Gen AI Systems

Streaming and Latency Optimization: TTFT, SSE, KV Cache, and Batching

Design low-latency LLM experiences using streaming, Server-Sent Events, time-to-first-token optimization, KV cache management, speculative decoding, batching, and context reduction.

streamingSSETTFTKV cachespeculative decoding

Why LLM Latency Feels Different

Traditional APIs usually return one complete response. LLMs generate tokens sequentially, so latency has multiple parts: time to start, speed while generating, and total completion time.

MetricMeaning
TTFTTime to first token
Inter-token latencyDelay between streamed tokens
Tokens per secondGeneration throughput
Total latencyTime until full response is complete

Key idea: Streaming does not always make total generation faster, but it makes the user experience feel faster because output starts earlier.


Latency Breakdown

Major Contributors

ContributorOptimization
Network round tripKeep gateway close to users and providers
QueueingCapacity planning and rate limits
Prompt processingShorter context, prefix caching
RetrievalCache retrieval and rerank efficiently
GenerationSmaller model, shorter answer, speculative decoding
Client renderingStream progressively

Server-Sent Events

SSE is a common streaming protocol for token-by-token responses over HTTP.

txt
event: token
data: {"text":"The"}

event: token
data: {"text":" answer"}

event: done
data: {}

SSE vs WebSockets

ProtocolBest For
SSEOne-way server-to-client token streaming
WebSocketBidirectional realtime interaction
Plain HTTPNon-interactive background tasks

SSE is usually simpler for chat and assistant responses.


Optimizing TTFT

Time to first token depends heavily on input size, provider queueing, routing, and model choice.

TechniqueEffect
Reduce prompt tokensFaster prefill
Cache stable prefixReuse prompt processing
Use smaller modelFaster first token
Avoid unnecessary tools before responseLess pre-generation work
Stream immediatelyBetter perceived latency
Keep retrieval top-k smallLess context assembly overhead
⚠️

Large context windows are not free: Sending 100K tokens because the model supports it can create high latency, high cost, and weaker attention to the important parts.


KV Cache

During generation, transformer models reuse key-value attention states for previous tokens. This is called the KV cache.

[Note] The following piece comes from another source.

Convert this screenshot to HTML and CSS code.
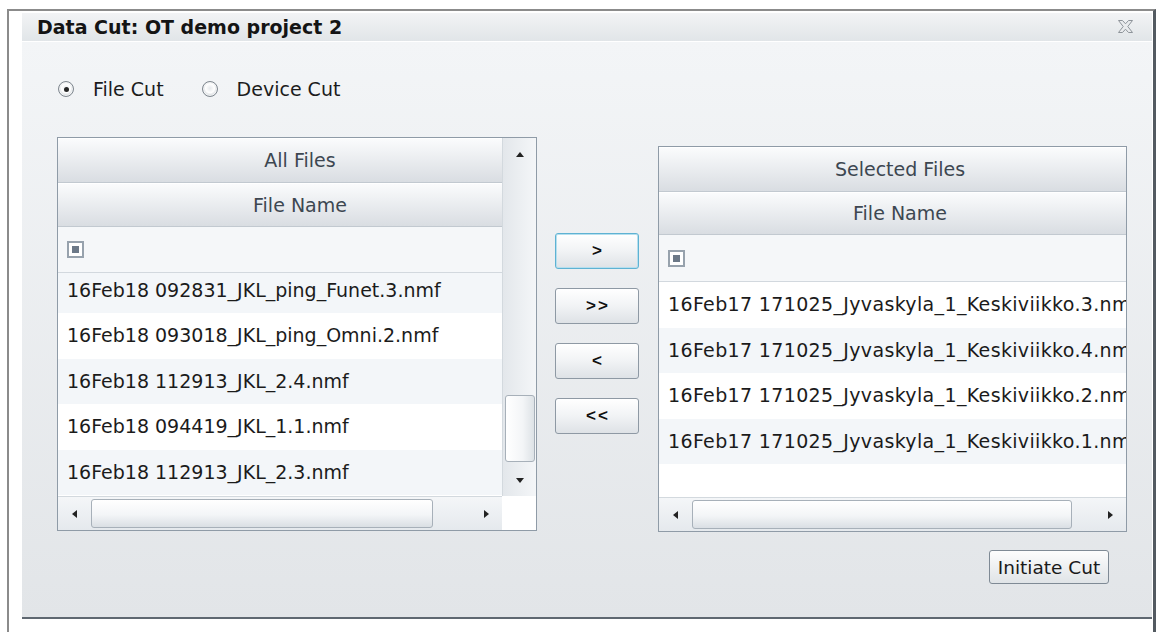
FILE: index.html
```html
<!DOCTYPE html>
<html lang="en">
<head>
<meta charset="utf-8">
<title>Data Cut</title>
<link rel="stylesheet" href="styles.css">
</head>
<body>
<div class="frame">
  <section class="dialog">
    <header class="titlebar">
      <h1 class="title">Data Cut: OT demo project 2</h1>
      <span class="close" aria-label="Close">
        <svg width="15" height="13" viewBox="0 0 15 13">
          <polygon points="0.5,0.5 4.5,0.5 7.5,3.8 10.5,0.5 14.5,0.5 9.8,6.5 14.5,12.5 10.5,12.5 7.5,9.2 4.5,12.5 0.5,12.5 5.2,6.5" fill="#e9ebed" stroke="#8e949a" stroke-width="1"/>
        </svg>
      </span>
    </header>

    <div class="dialog-body">
      <div class="mode">
        <label class="radio"><span class="radio-dot is-checked"></span><span>File Cut</span></label>
        <label class="radio"><span class="radio-dot"></span><span>Device Cut</span></label>
      </div>

      <div class="transfer">
        <div class="grid grid-all">
          <div class="grid-main">
            <div class="grid-group">All Files</div>
            <div class="grid-col">File Name</div>
            <div class="grid-filter"><span class="check"></span></div>
            <div class="grid-rows">
              <div class="rows-inner">
                <div class="row alt">16Feb18 092831_JKL_ping_Funet.3.nmf</div>
                <div class="row">16Feb18 093018_JKL_ping_Omni.2.nmf</div>
                <div class="row alt">16Feb18 112913_JKL_2.4.nmf</div>
                <div class="row">16Feb18 094419_JKL_1.1.nmf</div>
                <div class="row alt">16Feb18 112913_JKL_2.3.nmf</div>
              </div>
            </div>
          </div>
          <div class="vscroll">
            <span class="sb-btn"><span class="tri tri-up"></span></span>
            <span class="vtrack"><span class="thumb" style="height:67px"></span></span>
            <span class="sb-btn"><span class="tri tri-down"></span></span>
          </div>
          <div class="hscroll">
            <span class="sb-btn"><span class="tri tri-left"></span></span>
            <span class="htrack"><span class="thumb" style="width:342px"></span></span>
            <span class="sb-btn"><span class="tri tri-right"></span></span>
          </div>
          <div class="corner"></div>
        </div>

        <div class="movers">
          <button class="mover is-focused">&gt;</button>
          <button class="mover">&gt;&gt;</button>
          <button class="mover">&lt;</button>
          <button class="mover">&lt;&lt;</button>
        </div>

        <div class="grid grid-selected">
          <div class="grid-main">
            <div class="grid-group">Selected Files</div>
            <div class="grid-col">File Name</div>
            <div class="grid-filter"><span class="check"></span></div>
            <div class="grid-rows">
              <div class="rows-inner">
                <div class="row">16Feb17 171025_Jyvaskyla_1_Keskiviikko.3.nmf</div>
                <div class="row alt">16Feb17 171025_Jyvaskyla_1_Keskiviikko.4.nmf</div>
                <div class="row">16Feb17 171025_Jyvaskyla_1_Keskiviikko.2.nmf</div>
                <div class="row alt">16Feb17 171025_Jyvaskyla_1_Keskiviikko.1.nmf</div>
              </div>
            </div>
          </div>
          <div class="hscroll">
            <span class="sb-btn"><span class="tri tri-left"></span></span>
            <span class="htrack"><span class="thumb" style="width:380px"></span></span>
            <span class="sb-btn"><span class="tri tri-right"></span></span>
          </div>
        </div>
      </div>

      <div class="actions">
        <button class="action">Initiate Cut</button>
      </div>
    </div>
  </section>
</div>
</body>
</html>
```

FILE: styles.css
```css
* { box-sizing: border-box; }

html, body {
  margin: 0;
  height: 100%;
}

body {
  background: #fff;
  overflow: hidden;
  font-family: "DejaVu Sans", Verdana, sans-serif;
  color: #1c1c1c;
}

/* host window edge around the dialog */
.frame {
  margin: 9px 0 0 7px;
  width: 1149px;
  height: 640px;
  border-left: 2px solid #8b8b8b;
  border-top: 2px solid #8b8b8b;
  border-right: 3px solid #535a61;
  padding: 2px 1px 0 13px;
}

.dialog {
  width: 1130px;
  height: 606px;
  display: flex;
  flex-direction: column;
  border-bottom: 2px solid #5f6871;
}

/* title bar */
.titlebar {
  flex: none;
  height: 29px;
  display: flex;
  align-items: center;
  justify-content: space-between;
  padding: 0 19px 0 15px;
  background: linear-gradient(#f2f3f5, #e1e5e8);
  border-bottom: 1px solid #fff;
}

.title {
  margin: 0;
  font-size: 19px;
  font-weight: bold;
  color: #141414;
  line-height: 1;
}

.close {
  display: flex;
  margin-top: -2px;
}

/* body */
.dialog-body {
  flex: 1;
  background: linear-gradient(#f3f5f7, #e2e5e8);
  padding: 36px 25px 0 35px;
}

.mode {
  display: flex;
  align-items: center;
  height: 22px;
  font-size: 19px;
  line-height: 22px;
}

.radio {
  display: flex;
  align-items: center;
  gap: 19px;
  margin-left: 1px;
}

.radio + .radio {
  margin-left: 38px;
}

.radio-dot {
  flex: none;
  width: 16px;
  height: 16px;
  border-radius: 50%;
  border: 1px solid #7f878f;
  background: radial-gradient(circle at 50% 45%, #e6e9ec 0, #f7f8f9 3px, #ffffff 4.5px, #d3d8dc 7px);
  box-shadow: inset 0 0 0 1px #f4f5f6;
  display: grid;
  place-items: center;
}

.radio-dot.is-checked::after {
  content: "";
  width: 5px;
  height: 5px;
  border-radius: 50%;
  background: #262626;
}

.transfer {
  display: flex;
  align-items: flex-start;
  margin-top: 37px;
}

/* data grids */
.grid {
  display: grid;
  background: #fff;
  border: 1px solid #8f9ba7;
}

.grid-all {
  width: 480px;
  height: 394px;
  grid-template-columns: 1fr 34px;
  grid-template-rows: 1fr 34px;
}

.grid-selected {
  width: 469px;
  height: 386px;
  margin-top: 9px;
  grid-template-columns: 1fr;
  grid-template-rows: 1fr 34px;
}

.grid-main {
  display: flex;
  flex-direction: column;
  overflow: hidden;
  min-width: 0;
  min-height: 0;
}

.grid-group,
.grid-col {
  flex: none;
  display: flex;
  align-items: center;
  justify-content: center;
  font-size: 19px;
  color: #3d4751;
  background: linear-gradient(#fbfcfd, #d9dde2);
  border-bottom: 1px solid #c2c9d0;
  box-shadow: inset 0 1px 0 #fff;
}

.grid-all .grid-group { height: 45px; padding-left: 40px; }
.grid-all .grid-col { height: 44px; padding-left: 40px; }
.grid-selected .grid-group { height: 45px; padding-left: 15px; }
.grid-selected .grid-col { height: 43px; padding-left: 15px; }

.grid-filter {
  flex: none;
  display: flex;
  align-items: center;
  padding-left: 9px;
  background: #f5f7f9;
  border-bottom: 1px solid #d2d8de;
}

.grid-all .grid-filter { height: 46px; }
.grid-selected .grid-filter { height: 47px; }

.check {
  width: 17px;
  height: 17px;
  border: 2px solid #97a2ad;
  background: #fff;
  padding: 3px;
  display: flex;
}

.check::after {
  content: "";
  flex: 1;
  background: #6c7988;
}

.grid-rows {
  flex: 1;
  min-height: 0;
  overflow: hidden;
}

.grid-all .rows-inner {
  margin-top: -5.5px;
}

.row {
  height: 45.5px;
  line-height: 45.5px;
  padding-left: 9px;
  white-space: nowrap;
  font-size: 19px;
  color: #1b1b1b;
}

.grid-selected .row {
  letter-spacing: 0.35px;
}

.row.alt {
  background: #f3f6f9;
}

/* scrollbars */
.vscroll {
  grid-column: 2;
  grid-row: 1;
  display: flex;
  flex-direction: column;
  background: linear-gradient(to right, #e3e7eb, #f4f6f8);
  border-left: 1px solid #d3d9de;
}

.hscroll {
  grid-column: 1;
  grid-row: 2;
  display: flex;
  background: linear-gradient(#f4f6f8, #e5e9ed);
  border-top: 1px solid #d3d9de;
}

.corner {
  grid-column: 2;
  grid-row: 2;
  background: #fff;
}

.sb-btn {
  flex: none;
  display: flex;
  align-items: center;
  justify-content: center;
}

.vscroll .sb-btn { height: 32px; }
.hscroll .sb-btn { width: 32px; }

.vtrack {
  flex: 1;
  display: flex;
  flex-direction: column;
  justify-content: flex-end;
  align-items: center;
  padding-bottom: 2px;
}

.htrack {
  flex: 1;
  display: flex;
  align-items: center;
  padding-left: 1px;
}

.thumb {
  display: block;
  border: 1px solid #a7b0b9;
  border-radius: 3px;
}

.vtrack .thumb {
  width: 30px;
  background: linear-gradient(to right, #ffffff, #f3f5f7 60%, #dde2e6);
}

.htrack .thumb {
  height: 29px;
  background: linear-gradient(#ffffff, #f3f5f7 55%, #dadfe4);
}

.tri {
  width: 0;
  height: 0;
  border: 0 solid transparent;
}

.tri-up { border-width: 0 4px 5px; border-bottom-color: #222; }
.tri-down { border-width: 5px 4px 0; border-top-color: #222; }
.tri-left { border-width: 4px 5px 4px 0; border-right-color: #222; }
.tri-right { border-width: 4px 0 4px 5px; border-left-color: #222; }

/* move buttons */
.movers {
  display: flex;
  flex-direction: column;
  gap: 19px;
  margin: 96px 19px 0 18px;
}

.mover {
  width: 84px;
  height: 36px;
  padding: 0;
  border: 1px solid #8e99a4;
  border-radius: 3px;
  background: linear-gradient(#ffffff, #f1f3f5 50%, #dee2e6);
  font-family: "Liberation Sans", Arial, sans-serif;
  font-weight: bold;
  font-size: 17px;
  letter-spacing: 2px;
  text-indent: 2px;
  color: #111;
}

.mover.is-focused {
  border-color: #5eb2d3;
  box-shadow: inset 0 0 0 1px #b6dfee;
}

.actions {
  display: flex;
  justify-content: flex-end;
  margin-top: 18px;
  padding-right: 18px;
}

.action {
  width: 120px;
  height: 34px;
  padding: 0;
  border: 1px solid #7f8a95;
  border-radius: 3px;
  background: linear-gradient(#fdfdfd, #eef0f2 50%, #e0e4e7);
  font-family: "DejaVu Sans", Verdana, sans-serif;
  font-size: 18.5px;
  color: #1a1a1a;
}
```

The KV cache improves generation speed, but it consumes memory. Longer contexts and more concurrent requests require more memory.

Serving Implications

ConcernImpact
Long promptsMore prefill work and KV memory
Long outputsMore decode steps
Many concurrent streamsMore active KV cache
Larger modelsMore GPU memory
BatchingBetter utilization but may affect latency

Batching

Batching groups multiple inference requests to improve GPU utilization.

Batch TypeUse Case
Static batchingOffline jobs with predictable shapes
Dynamic batchingOnline serving with variable arrivals
Continuous batchingLLM serving where requests join and leave during decoding

Batching improves throughput but can add queueing delay. Interactive systems need careful latency budgets.


Speculative Decoding

Speculative decoding uses a smaller draft model to propose tokens and a larger model to verify them.

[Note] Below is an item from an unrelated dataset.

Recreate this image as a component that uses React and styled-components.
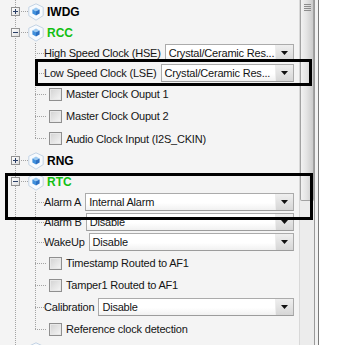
import React from "react";
import styled, { createGlobalStyle } from "styled-components";

const GlobalStyle = createGlobalStyle`
  html, body {
    margin: 0;
    padding: 0;
    background: #fff;
  }
  body {
    font-family: "Liberation Sans", Arial, sans-serif;
  }
`;

const dotV = "repeating-linear-gradient(to bottom, #a3a3a3 0 1px, transparent 1px 2px)";
const dotH = "repeating-linear-gradient(to right, #a3a3a3 0 1px, transparent 1px 2px)";

const Screen = styled.div`
  position: relative;
  display: flex;
  width: 364px;
  height: 345px;
  overflow: hidden;
  background: #fff;
`;

const Panel = styled.div`
  width: 299px;
  flex-shrink: 0;
  background: #f4f4f4;
  overflow: hidden;
`;

const Tree = styled.div`
  display: flex;
  flex-direction: column;
  padding-top: 1px;
  background: ${dotV} 15px 0 / 1px 100% no-repeat;
`;

const HeaderRow = styled.div`
  display: flex;
  align-items: center;
  height: 21px;
  padding-left: 11px;
`;

const Expander = styled.span`
  display: flex;
  width: 9px;
  height: 9px;
  box-sizing: border-box;
  border: 1px solid #929292;
  background: linear-gradient(135deg, #ffffff, #dedede);
`;

const Dash = styled.span`
  width: 7px;
  height: 1px;
  margin-left: 1px;
  background: ${dotH};
`;

const Title = styled.span`
  margin-left: 3px;
  font-size: 12px;
  font-weight: bold;
  color: ${(p) => (p.$active ? "#12bf12" : "#000")};
`;

const Children = styled.div`
  display: flex;
  flex-direction: column;
  padding-left: 35px;
`;

const ChildRow = styled.div`
  display: flex;
  align-items: center;
  height: ${(p) => p.$h}px;
`;

const Connector = styled.span`
  align-self: stretch;
  flex-shrink: 0;
  width: ${(p) => p.$w}px;
  background:
    ${dotH} 0 50% / 100% 1px no-repeat,
    ${dotV} 0 0 / 1px ${(p) => (p.$last ? "50%" : "100%")} no-repeat;
`;

const Label = styled.span`
  font-size: 11px;
  letter-spacing: -0.2px;
  color: #141414;
  white-space: nowrap;
  margin-left: ${(p) => p.$gap || 0}px;
`;

const Select = styled.div`
  flex: 1;
  display: flex;
  height: 18px;
  box-sizing: border-box;
  margin: 0 5px 0 4px;
  border: 1px solid #ababab;
  border-bottom-color: #9c9c9c;
  background: linear-gradient(#ffffff, #ffffff 55%, #f1f1f1);
`;

const SelectText = styled.span`
  flex: 1;
  padding-left: 3px;
  font-size: 11px;
  letter-spacing: -0.2px;
  line-height: 16px;
  color: #141414;
  white-space: nowrap;
  overflow: hidden;
`;

const ArrowBtn = styled.span`
  width: 17px;
  display: flex;
  align-items: center;
  justify-content: center;
  border-left: 1px solid #ededed;
  background: linear-gradient(#efefef, #d6d6d6);
`;

const Check = styled.span`
  width: 13px;
  height: 13px;
  margin-left: 3px;
  flex-shrink: 0;
  box-sizing: border-box;
  border: 1px solid #8f8f8f;
  background: linear-gradient(135deg, #d2d2d2, #f6f6f6);
  box-shadow: inset 0 0 0 1px #e8e8e8;
`;

const ScrollBar = styled.div`
  width: 14px;
  flex-shrink: 0;
  display: flex;
  flex-direction: column;
  background: #ececec;
  border-left: 1px solid #d8d8d8;
`;

const Thumb = styled.div`
  height: 201px;
  box-sizing: border-box;
  border: 1px solid #a2a2a2;
  border-top: none;
  border-radius: 0 0 2px 2px;
  background: linear-gradient(to right, #f2f2f2, #e4e4e4 45%, #cbcbcb);
  display: flex;
  flex-direction: column;
  align-items: center;
  gap: 1px;
  padding-top: 4px;
`;

const Grip = styled.span`
  width: 7px;
  height: 1px;
  background: #8c8c8c;
`;

const Frame = styled.div`
  width: 3px;
  flex-shrink: 0;
  background: #f2f2f2;
  border-left: 1px solid #9a9a9a;
  border-right: 1px solid #7a7a7a;
`;

const Highlight = styled.div`
  position: absolute;
  top: ${(p) => p.$top}px;
  left: ${(p) => p.$left}px;
  width: ${(p) => p.$w}px;
  height: ${(p) => p.$h}px;
  box-sizing: border-box;
  border: 3px solid #000;
  pointer-events: none;
`;

function ExpandIcon({ open }) {
  return (
    <Expander>
      <svg width="7" height="7" viewBox="0 0 7 7">
        <rect x="1" y="3" width="5" height="1" fill="#2a3f66" />
        {!open && <rect x="3" y="1" width="1" height="5" fill="#2a3f66" />}
      </svg>
    </Expander>
  );
}

function CubeIcon() {
  return (
    <svg width="16" height="18" viewBox="0 0 16 18">
      <path d="M8 0.8 L15.2 4.2 V12.6 L8 17.2 L0.8 12.6 V4.2 Z" fill="#f7fafd" stroke="#c3d3e4" strokeWidth="1" />
      <path d="M8 4.6 L11.6 6.4 L8 8.2 L4.4 6.4 Z" fill="#9ccaf2" />
      <path d="M4.4 6.4 L8 8.2 V12.4 L4.4 10.6 Z" fill="#3f8fdc" />
      <path d="M11.6 6.4 L8 8.2 V12.4 L11.6 10.6 Z" fill="#2b70c2" />
    </svg>
  );
}

function DropArrow() {
  return (
    <svg width="7" height="4" viewBox="0 0 7 4">
      <path d="M0 0 H7 L3.5 4 Z" fill="#111" />
    </svg>
  );
}

const nodes = [
  { id: "iwdg", title: "IWDG" },
  {
    id: "rcc",
    title: "RCC",
    open: true,
    children: [
      { type: "select", label: "High Speed Clock (HSE)", value: "Crystal/Ceramic Res..." },
      { type: "select", label: "Low Speed Clock (LSE)", value: "Crystal/Ceramic Res..." },
      { type: "check", label: "Master Clock Ouput 1" },
      { type: "check", label: "Master Clock Ouput 2" },
      { type: "check", label: "Audio Clock Input (I2S_CKIN)", h: 23 },
    ],
  },
  { id: "rng", title: "RNG" },
  {
    id: "rtc",
    title: "RTC",
    open: true,
    children: [
      { type: "select", label: "Alarm A", value: "Internal Alarm" },
      { type: "select", label: "Alarm B", value: "Disable" },
      { type: "select", label: "WakeUp", value: "Disable" },
      { type: "check", label: "Timestamp Routed to AF1" },
      { type: "check", label: "Tamper1 Routed to AF1" },
      { type: "select", label: "Calibration", value: "Disable", h: 22 },
      { type: "check", label: "Reference clock detection" },
    ],
  },
  // next peripheral, only the top of its icon shows at the bottom edge
  { id: "next", title: "" },
];

function Item({ item, last }) {
  if (item.type === "check") {
    return (
      <ChildRow $h={item.h || 22}>
        <Connector $w={11} $last={last} />
        <Check />
        <Label $gap={4}>{item.label}</Label>
      </ChildRow>
    );
  }
  return (
    <ChildRow $h={item.h || 20}>
      <Connector $w={9} $last={last} />
      <Label>{item.label}</Label>
      <Select>
        <SelectText>{item.value}</SelectText>
        <ArrowBtn>
          <DropArrow />
        </ArrowBtn>
      </Select>
    </ChildRow>
  );
}

function Node({ node }) {
  return (
    <>
      <HeaderRow>
        <ExpandIcon open={node.open} />
        <Dash />
        <CubeIcon />
        {node.title && <Title $active={node.open}>{node.title}</Title>}
      </HeaderRow>
      {node.open && (
        <Children>
          {node.children.map((c, i) => (
            <Item key={c.label} item={c} last={i === node.children.length - 1} />
          ))}
        </Children>
      )}
    </>
  );
}

export default function App() {
  return (
    <>
      <GlobalStyle />
      <Screen>
        <Panel>
          <Tree>
            {nodes.map((n) => (
              <Node key={n.id} node={n} />
            ))}
          </Tree>
        </Panel>
        <ScrollBar>
          <Thumb>
            <Grip />
            <Grip />
            <Grip />
            <Grip />
          </Thumb>
        </ScrollBar>
        <Frame />
        <Highlight $top={59} $left={35} $w={277} $h={27} />
        <Highlight $top={173} $left={5} $w={308} $h={47} />
      </Screen>
    </>
  );
}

It can reduce generation latency when draft tokens are often accepted. It is mostly a serving-layer optimization and may not be exposed by every provider.


Product UX Patterns

PatternWhy It Helps
Stream answer textUser sees progress quickly
Show retrieval progressMakes waiting understandable
Render citations as they arriveBuilds trust
Allow cancelSaves cost and user time
Generate concise by defaultLower latency and cost
Continue buttonAvoids long automatic generations

Latency optimization is not only backend work. UX can reduce perceived waiting and unnecessary generation.


What to Remember for Interviews

  1. Measure TTFT, inter-token latency, and total latency separately.
  2. SSE is the default simple streaming choice for web apps.
  3. Context size drives prefill cost: retrieve and assemble carefully.
  4. KV cache is a memory constraint: concurrency and context length matter.
  5. Batching improves throughput: but may add queueing latency.

Practice: Design a streaming chat API for a RAG assistant. Include retrieval timing, SSE events, cancellation, provider timeout, and metrics for TTFT and total latency.